LVM also has a striping feature which allows the logical volume to be striped across two or more devices. Unlike the striping in RAID 5/6, LVM striping has no checksum and therefore provides no data protection. However, because I/O operations are spread across multiple devices, performance is improved. The number of stripes can vary between 2 and the number of devices and is specified by -i or --stripes. The size of the stripe (in KB) is specified with -I or --stripesize and must be a power of 2.

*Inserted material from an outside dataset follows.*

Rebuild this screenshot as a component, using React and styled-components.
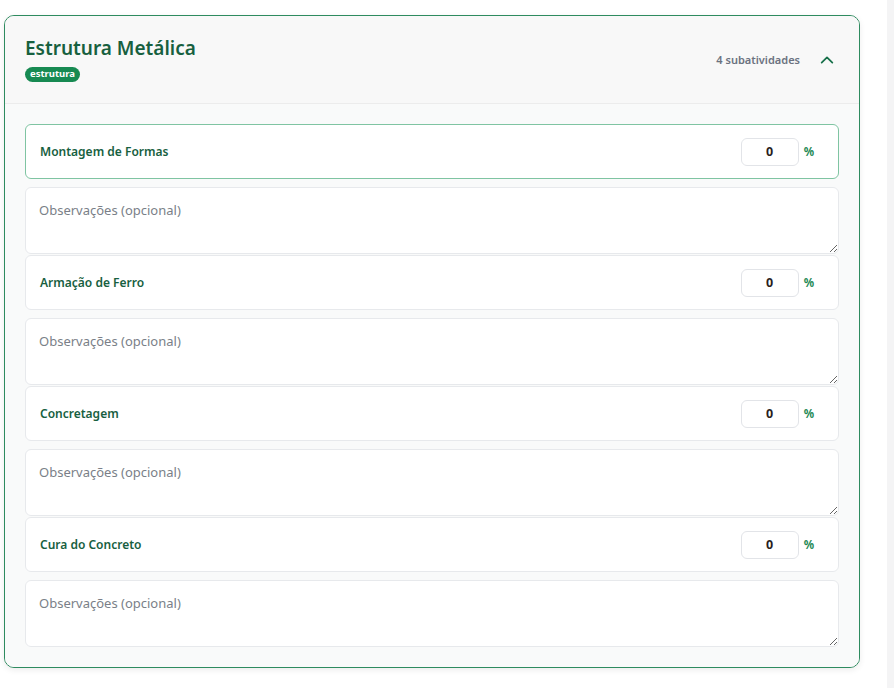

# Create a 100GB 3-striped lv
lvcreate -L 100G -i 3 -I 4 -n fastlv myvg

LVM isn't all sunshine and rainbows, though. In the past, LVM support was not baked in to initrd files and so it had to be manually included after a kernel update. That's not as much of a concern anymore as most distributions include LVM support, but users of custom kernels should make sure the initrd contains LVM support if the root partition is on a logical volume. Because of this historical issue, many admins still opt for paranoia and put / (or at least /boot) on a traditional partition. Additionally, LVM presents an additional level of abstraction that can make recovery via Knoppix or a similar method more difficult. Still, LVM offers a great deal of flexibility that makes it indispensable to the system administrator.

Further reading:

3 comments :

Anonymous said...

Good post, but lvresize before you shrink any filesystems on top of it is probably going to corrupt your data.

Anonymous said...

It's worth mentioning that you should avoid reusing the same name for volume groups used on different machines. If you do that, data recovery becomes complicated, as I've once discovered the hard way.

Ben C said...

@Rasputnik

An excellent point. I thought I had made mention of that, but apparently I imagined it or it got lost in an edit somewhere.